The Anti-'Friday Evening'
Knowing the alarm will go off at precisely 5:45 Monday morning goes an awfully long way toward ruining Ayesha Thomas's Sunday nights.
The 32-year-old data analyst from Gaithersburg compares it to "the opposite of Friday evening."
"On Friday night you have this feeling of exhilaration," she says. "Then on Sunday you have the stress of work and maybe being with the people you don't want to be with."
She doesn't really mind the people she works with now in a relatively new job. Which is all well and good, but that doesn't mean she doesn't get the blues as the weekend slips away.
Somehow even the normal things seem worse on Sunday. The dinner dishes, the organizing, the picking out of clothes for her 10-year-old daughter, Abeba Baptiste. Dread makes everything feel more weighty.
"The weekend puts you in a different reality," she says. And for Thomas, that means going out dancing with her sisters. For Abeba, it means sleepovers at Grandma's and the chance to watch television.
"Then all the regular stuff comes back to you again on Sunday," Thomas says.

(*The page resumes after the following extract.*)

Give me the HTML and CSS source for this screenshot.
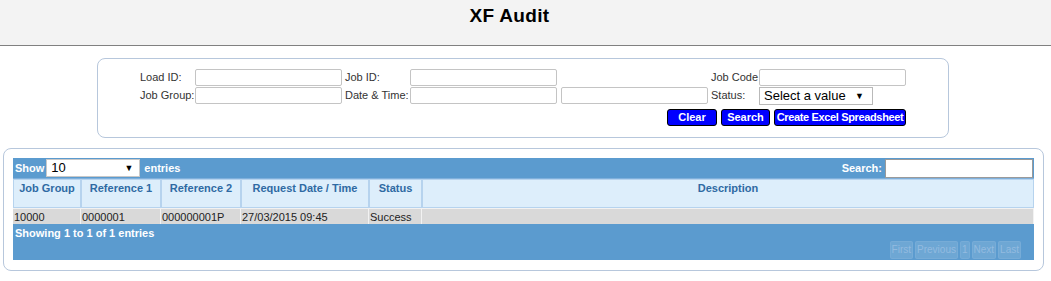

Because even if Thomas, who emigrated from Trinidad and Tobago almost a decade ago, doesn't dread the work, she dreads the hour-long Metro ride to and from Crystal City. She dreads the hustling and the exhaustion and the time away from Abeba.
The weird thing is the way this one evening -- the one she likes least -- insists on lingering. Almost every night of the week, Thomas can crawl into bed by 10 and drift right off to sleep. Not so on Sundays.
It's then that she struggles, staring at the clock as it ticks, ticks, ticks toward 5:45.